-- START OF Dataset extract --

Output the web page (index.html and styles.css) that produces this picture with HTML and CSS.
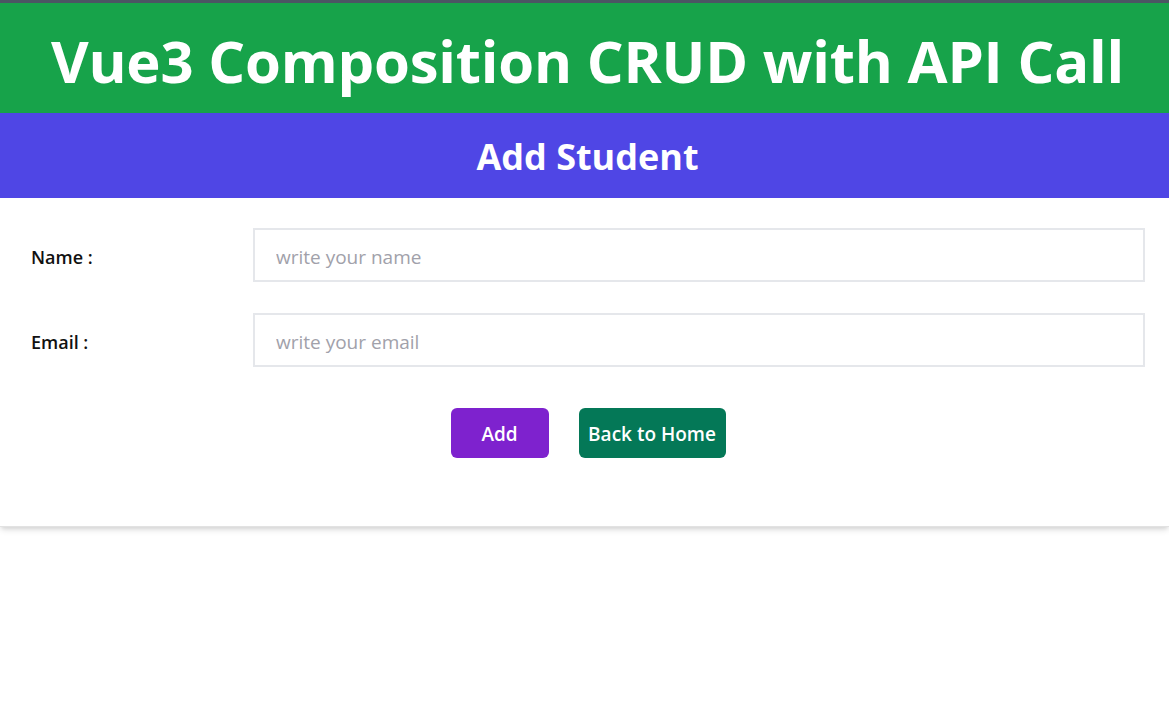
FILE: index.html
```html
<!DOCTYPE html>
<html lang="en">
<head>
<meta charset="utf-8">
<title>Vue3 Composition CRUD with API Call</title>
<link rel="stylesheet" href="styles.css">
</head>
<body>
  <header class="app-header">
    <h1 class="app-title">Vue3 Composition CRUD with API Call</h1>
  </header>
  <section class="card">
    <div class="card-head">
      <h2 class="card-title">Add Student</h2>
    </div>
    <form class="form">
      <div class="row">
        <label class="label" for="name">Name :</label>
        <input class="input" id="name" type="text" placeholder="write your name">
      </div>
      <div class="row">
        <label class="label" for="email">Email :</label>
        <input class="input" id="email" type="email" placeholder="write your email">
      </div>
      <div class="actions">
        <button type="button" class="btn btn-add">Add</button>
        <button type="button" class="btn btn-back">Back to Home</button>
      </div>
    </form>
  </section>
  <div class="page-rest"></div>
</body>
</html>
```
FILE: styles.css
```css
* { box-sizing: border-box; }
html, body { margin: 0; padding: 0; background: #fff; }
body {
  font-family: "Open Sans", "Noto Sans", sans-serif;
  color: #111;
  border-top: 3px solid #4b5563;
}
.app-header {
  background: #17a34a;
  height: 110px;
  display: flex;
  align-items: center;
  justify-content: center;
  padding-left: 6px;
}
.app-title {
  margin: 0;
  color: #fff;
  font-size: 58px;
  font-weight: 700;
  letter-spacing: -0.2px;
  line-height: 1;
  padding-top: 6px;
}
.card {
  position: relative;
  z-index: 1;
  background: #fff;
  border-bottom: 1px solid #e2e2e2;
  box-shadow: 0 4px 6px -1px rgba(0,0,0,0.12), 0 2px 4px -1px rgba(0,0,0,0.08);
}
.card-head {
  background: #4f46e5;
  height: 85px;
  display: flex;
  align-items: center;
  justify-content: center;
  padding-left: 6px;
}
.card-title {
  margin: 0;
  color: #fff;
  font-size: 36px;
  font-weight: 700;
  line-height: 1;
  padding-top: 2px;
}
.form {
  padding: 30px 24px 68px 31px;
  display: flex;
  flex-direction: column;
  gap: 31px;
}
.row {
  display: flex;
  align-items: center;
}
.label {
  width: 222px;
  flex: none;
  font-size: 18px;
  font-weight: 600;
  color: #111;
  padding-top: 3px;
}
.input {
  flex: 1;
  height: 54px;
  border: 2px solid #e5e7eb;
  padding: 3px 21px 0;
  font-family: inherit;
  font-size: 19px;
  color: #111;
  outline: none;
  background: #fff;
}
.input::placeholder { color: #a1a1aa; }
.actions {
  display: flex;
  justify-content: center;
  gap: 30px;
  margin-top: 10px;
}
.btn {
  height: 50px;
  border: none;
  border-radius: 6px;
  color: #fff;
  font-family: inherit;
  font-size: 19px;
  font-weight: 600;
  padding: 2px 0 0;
  white-space: nowrap;
  cursor: pointer;
}
.btn-add { background: #7e22ce; width: 98px; }
.btn-back { background: #047857; width: 147px; }
.page-rest { height: 40px; }
```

-- END OF Dataset extract --

> **Exercise objective**: Transcribe the full listing above exactly, with the images removed.

> **Answer to this problem**:
Output the web page (index.html and styles.css) that produces this picture with HTML and CSS.
FILE: index.html
```html
<!DOCTYPE html>
<html lang="en">
<head>
<meta charset="utf-8">
<title>Vue3 Composition CRUD with API Call</title>
<link rel="stylesheet" href="styles.css">
</head>
<body>
  <header class="app-header">
    <h1 class="app-title">Vue3 Composition CRUD with API Call</h1>
  </header>
  <section class="card">
    <div class="card-head">
      <h2 class="card-title">Add Student</h2>
    </div>
    <form class="form">
      <div class="row">
        <label class="label" for="name">Name :</label>
        <input class="input" id="name" type="text" placeholder="write your name">
      </div>
      <div class="row">
        <label class="label" for="email">Email :</label>
        <input class="input" id="email" type="email" placeholder="write your email">
      </div>
      <div class="actions">
        <button type="button" class="btn btn-add">Add</button>
        <button type="button" class="btn btn-back">Back to Home</button>
      </div>
    </form>
  </section>
  <div class="page-rest"></div>
</body>
</html>
```
FILE: styles.css
```css
* { box-sizing: border-box; }
html, body { margin: 0; padding: 0; background: #fff; }
body {
  font-family: "Open Sans", "Noto Sans", sans-serif;
  color: #111;
  border-top: 3px solid #4b5563;
}
.app-header {
  background: #17a34a;
  height: 110px;
  display: flex;
  align-items: center;
  justify-content: center;
  padding-left: 6px;
}
.app-title {
  margin: 0;
  color: #fff;
  font-size: 58px;
  font-weight: 700;
  letter-spacing: -0.2px;
  line-height: 1;
  padding-top: 6px;
}
.card {
  position: relative;
  z-index: 1;
  background: #fff;
  border-bottom: 1px solid #e2e2e2;
  box-shadow: 0 4px 6px -1px rgba(0,0,0,0.12), 0 2px 4px -1px rgba(0,0,0,0.08);
}
.card-head {
  background: #4f46e5;
  height: 85px;
  display: flex;
  align-items: center;
  justify-content: center;
  padding-left: 6px;
}
.card-title {
  margin: 0;
  color: #fff;
  font-size: 36px;
  font-weight: 700;
  line-height: 1;
  padding-top: 2px;
}
.form {
  padding: 30px 24px 68px 31px;
  display: flex;
  flex-direction: column;
  gap: 31px;
}
.row {
  display: flex;
  align-items: center;
}
.label {
  width: 222px;
  flex: none;
  font-size: 18px;
  font-weight: 600;
  color: #111;
  padding-top: 3px;
}
.input {
  flex: 1;
  height: 54px;
  border: 2px solid #e5e7eb;
  padding: 3px 21px 0;
  font-family: inherit;
  font-size: 19px;
  color: #111;
  outline: none;
  background: #fff;
}
.input::placeholder { color: #a1a1aa; }
.actions {
  display: flex;
  justify-content: center;
  gap: 30px;
  margin-top: 10px;
}
.btn {
  height: 50px;
  border: none;
  border-radius: 6px;
  color: #fff;
  font-family: inherit;
  font-size: 19px;
  font-weight: 600;
  padding: 2px 0 0;
  white-space: nowrap;
  cursor: pointer;
}
.btn-add { background: #7e22ce; width: 98px; }
.btn-back { background: #047857; width: 147px; }
.page-rest { height: 40px; }
```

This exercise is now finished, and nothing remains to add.